AURORA | The holiday season can make even the slightest creative risks a whole lot riskier for local theater companies looking to attract new audiences.
It’s an effect that seems counter-intuitive. In the roughly five weeks between Thanksgiving and New Year’s, the audience base for reliable seasonable productions like “A Christmas Carol” and “White Christmas” swells. For many families, it’s the one time of the year when choose a live stage production over a movie. The holidays draw more casual performing arts patrons to the stage, whether that stage is at a community theater or at the metro area’s flagship performing arts center.
But that higher traffic doesn’t make the task of choosing the right production any easier for directors and producers.
“It’s really difficult to find something that’s going to be satisfying to your regular subscribers as well as those who go to the theater once a year,” said Charles Packard, executive producer at the Aurora Fox theater. “You know there are more theatergoers that time of year, but you also know that there are more products available. If you’re doing something risky, it’s riskier at Christmas time. If you’re doing something tried and true, it’s more tried and true.”
This year, the Fox has split its approach between reliability and risk. In addition to a production of “A Christmas Carol” that kicked off the day after Thanksgiving, the Fox will also mount the regional premiere of Catherine Bush’s “Wooden Snowflakes,” a romantic comedy that came through the theater’s “Read and Rant” program. That program is dedicated specifically to finding new works to produce at the Fox, an effort that feels like a bit of a gamble.
But the approach has paid off for the Fox in the past. In December, 2009, the theater ran a successful production of “A Christmas Story,” a show based on the 1983 Christmas film. In the winter of 2010, the theater hosted the regional premiere of “Red Ranger Came Calling,” a show developed by Seattle’s Book-It Repertory Theatre based on a children’s book by “Bloom County” cartoonist Berkley Breathed.
“For quite a number of the core Fox audience, they felt that that was one of the most successful productions ever,” Packard said.
This year, the theater has added a reliable staple to its debut in the form of David and Julie Payne’s adaptation of Charles Dickens’ novella “A Christmas Carol.” The show will also travel to the PACE Center in Parker after its run in Aurora.
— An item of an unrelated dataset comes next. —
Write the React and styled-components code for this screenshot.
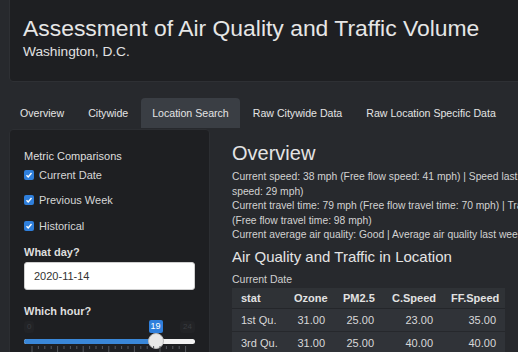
import styled, { createGlobalStyle } from "styled-components";

const GlobalStyle = createGlobalStyle`
  html, body {
    margin: 0;
    padding: 0;
    background: #27292d;
    overflow: hidden;
  }
  body {
    font-family: "Liberation Sans", Arial, sans-serif;
    color: #dcdcdc;
  }
`;

const Page = styled.div`
  width: 760px;
  padding: 0 0 0 9px;
  box-sizing: border-box;
`;

const Header = styled.header`
  margin-top: -4px;
  height: 86px;
  box-sizing: border-box;
  padding: 18px 13px 0;
  background: #1e1f22;
  border: 1px solid #2e3034;
  border-radius: 4px;
`;

const Title = styled.h1`
  margin: 0;
  font-size: 22.9px;
  font-weight: 400;
  line-height: 26px;
  color: #e6e6e6;
`;

const Subtitle = styled.div`
  margin-top: 3px;
  font-size: 13.7px;
  line-height: 16px;
  color: #e2e2e2;
`;

const Tabs = styled.nav`
  display: flex;
  margin-top: 16px;
  height: 30px;
`;

const Tab = styled.div`
  display: flex;
  align-items: center;
  padding: 0 11px;
  margin-right: 2px;
  font-size: 10.6px;
  color: #e4e4e4;
  border-radius: 4px 4px 0 0;
  background: ${(p) => (p.$active ? "#3a3e44" : "transparent")};
`;

const Body = styled.div`
  display: flex;
  margin-top: 1px;
`;

const Sidebar = styled.aside`
  width: 201px;
  flex: none;
  height: 240px;
  box-sizing: border-box;
  padding: 19px 14px 0 14px;
  background: #1e1f22;
  border: 1px solid #2c2e32;
  border-radius: 4px;
`;

const SideLabel = styled.div`
  font-size: 11px;
  line-height: 14px;
  color: #dedede;
  font-weight: ${(p) => (p.$bold ? 700 : 400)};
  margin-top: ${(p) => p.$mt || 0}px;
`;

const CheckRow = styled.div`
  display: flex;
  align-items: center;
  gap: 5px;
  height: 14px;
  margin-top: ${(p) => p.$mt}px;
  font-size: 11px;
  color: #d6d6d6;
`;

const Box = styled.span`
  width: 10px;
  height: 10px;
  border-radius: 2px;
  background: #2f7fdc;
  display: flex;
  align-items: center;
  justify-content: center;
`;

const DateInput = styled.div`
  margin-top: 3px;
  height: 28px;
  box-sizing: border-box;
  padding: 0 9px;
  display: flex;
  align-items: center;
  background: #fff;
  border: 1px solid #cfcfcf;
  border-radius: 3px;
  font-size: 11px;
  color: #333;
`;

const Slider = styled.div`
  position: relative;
  margin-top: 0;
  height: 40px;
`;

const EdgeLabel = styled.span`
  position: absolute;
  top: 3px;
  ${(p) => (p.$right ? "right: 0;" : "left: 0;")}
  padding: 1px 3px;
  font-size: 8px;
  line-height: 10px;
  color: #3a3c40;
  background: #222326;
  border-radius: 3px;
`;

const ValueLabel = styled.span`
  position: absolute;
  top: 2px;
  margin-left: -7px;
  padding: 1px 2px;
  font-size: 9px;
  line-height: 11px;
  color: #fff;
  background: #2f7fdc;
  border-radius: 2px;
`;

const Track = styled.div`
  position: absolute;
  top: 21px;
  left: 0;
  right: 0;
  height: 5px;
  border-radius: 3px;
  background: #f2f2f2;
`;

const Fill = styled.div`
  height: 100%;
  border-radius: 3px 0 0 3px;
  background: #3a87d8;
`;

const Thumb = styled.div`
  position: absolute;
  top: 15px;
  width: 16px;
  height: 16px;
  margin-left: -8px;
  border-radius: 50%;
  background: #e8e8e8;
  border: 1px solid #bdbdbd;
  box-sizing: border-box;
`;

const Ticks = styled.svg`
  position: absolute;
  top: 28px;
  left: 0;
`;

const Main = styled.main`
  flex: 1;
  padding: 11px 0 0 22px;
`;

const H2 = styled.h2`
  margin: 0;
  font-size: 20px;
  font-weight: 400;
  line-height: 26px;
  color: #e4e4e4;
`;

const Para = styled.p`
  margin: 4px 0 0;
  width: 420px;
  font-size: 10.3px;
  line-height: 14.5px;
  color: #d2d2d2;
`;

const H3 = styled.h3`
  margin: 4px 0 0;
  font-size: 15px;
  font-weight: 400;
  line-height: 20px;
  color: #e4e4e4;
`;

const Caption = styled.div`
  margin-top: 5px;
  font-size: 10.5px;
  line-height: 14px;
  color: #cfcfcf;
`;

const Table = styled.table`
  margin-top: 2px;
  width: 273px;
  table-layout: fixed;
  border-collapse: collapse;
  font-size: 11px;
  color: #d8d8d8;
  white-space: nowrap;
`;

const Th = styled.th`
  box-sizing: border-box;
  width: ${(p) => p.$w}px;
  height: 21px;
  padding: 0 9px;
  background: #2f3236;
  font-weight: 700;
  text-align: ${(p) => (p.$left ? "left" : "right")};
  border-bottom: 1px solid #24262a;
  color: #e2e2e2;
`;

const Td = styled.td`
  height: 22px;
  padding: 0 9px;
  background: #303338;
  text-align: ${(p) => (p.$left ? "left" : "right")};
  border-bottom: 1px solid #26282c;
`;

const Check = () => (
  <Box>
    <svg width="8" height="8" viewBox="0 0 8 8">
      <path d="M1.5 4.2 L3.2 5.9 L6.5 2" stroke="#fff" strokeWidth="1.4" fill="none" />
    </svg>
  </Box>
);

const columns = [
  ["stat", 53],
  ["Ozone", 49],
  ["PM2.5", 49],
  ["C.Speed", 59],
  ["FF.Speed", 63],
];

const rows = [
  ["1st Qu.", "31.00", "25.00", "23.00", "35.00"],
  ["3rd Qu.", "31.00", "25.00", "40.00", "40.00"],
];

const tickXs = Array.from({ length: 25 }, (_, i) => 8 + i * 6.4);

// handle travels inside the track, minus its own width
const hour = 19;
const handleX = 8 + (hour / 24) * (172 - 16);

export default function App() {
  return (
    <>
      <GlobalStyle />
      <Page>
        <Header>
          <Title>Assessment of Air Quality and Traffic Volume</Title>
          <Subtitle>Washington, D.C.</Subtitle>
        </Header>
        <Tabs>
          <Tab>Overview</Tab>
          <Tab>Citywide</Tab>
          <Tab $active>Location Search</Tab>
          <Tab>Raw Citywide Data</Tab>
          <Tab>Raw Location Specific Data</Tab>
        </Tabs>
        <Body>
          <Sidebar>
            <SideLabel>Metric Comparisons</SideLabel>
            <CheckRow $mt={5}><Check />Current Date</CheckRow>
            <CheckRow $mt={11}><Check />Previous Week</CheckRow>
            <CheckRow $mt={12}><Check />Historical</CheckRow>
            <SideLabel $bold $mt={12}>What day?</SideLabel>
            <DateInput>2020-11-14</DateInput>
            <SideLabel $bold $mt={14}>Which hour?</SideLabel>
            <Slider>
              <EdgeLabel>0</EdgeLabel>
              <EdgeLabel $right>24</EdgeLabel>
              <ValueLabel style={{ left: handleX }}>{hour}</ValueLabel>
              <Track>
                <Fill style={{ width: handleX }} />
              </Track>
              <Thumb style={{ left: handleX }} />
              <Ticks width="172" height="10">
                {tickXs.map((x, i) => (
                  <line key={i} x1={x} x2={x} y1="0" y2={i % 4 === 0 ? 6 : 3} stroke="#55585d" strokeWidth="1" />
                ))}
              </Ticks>
            </Slider>
          </Sidebar>
          <Main>
            <H2>Overview</H2>
            <Para>
              Current speed: 38 mph (Free flow speed: 41 mph) | Speed last week: 31 mph (Free flow speed: 29 mph)
              <br />
              Current travel time: 79 mph (Free flow travel time: 70 mph) | Travel time last week: 88 mph (Free flow travel time: 98 mph)
              <br />
              Current average air quality: Good | Average air quality last week: Good
            </Para>
            <H3>Air Quality and Traffic in Location</H3>
            <Caption>Current Date</Caption>
            <Table>
              <thead>
                <tr>
                  {columns.map(([name, w], i) => (
                    <Th key={name} $w={w} $left={i === 0}>{name}</Th>
                  ))}
                </tr>
              </thead>
              <tbody>
                {rows.map((r) => (
                  <tr key={r[0]}>
                    {r.map((c, i) => (
                      <Td key={i} $left={i === 0}>{c}</Td>
                    ))}
                  </tr>
                ))}
              </tbody>
            </Table>
          </Main>
        </Body>
      </Page>
    </>
  );
}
According to Packard, who also directed the production, he’s avoided any modern tweaks to the tale of Ebenezer Scrooge and the Christmas ghosts. Instead, the show is faithful to every letter of the original text, he said.
“There are tons of adaptations. It seems like everybody writes their own. I believe in a very traditional telling of the story. I go back to the novel whenever I have a question about staging,” Packard said. “It’s been five years since we did it. It looks like very few if any other major theaters are doing it this year. Everybody loses their profit on it if everybody does it at the same time.”
Profit wasn’t the only reason that the Denver Center Theatre Company took a break from their longstanding “Christmas Carol” tradition for 2011. According to Kent Thompson, the artistic director of the DCTC, the decision to stage the Irving Berlin musical “White Christmas” in place of the Dickens classic boiled down to questions of artistic integrity. The show has been part of the Denver Center’s season for nearly 20 years, and yanking it from the rotation was bound to bring some criticism, Thompson said.
“The dark side of holiday programming can be that they only want us to do one of six titles. We gotta do ‘The Nutcracker.’ We gotta do the Rockettes Christmas show,” Thompson said. “But I think the positive side is that people do want more than just popular entertainment at Christmas. People tend to reflect on their values and beliefs, whether they like it or not.”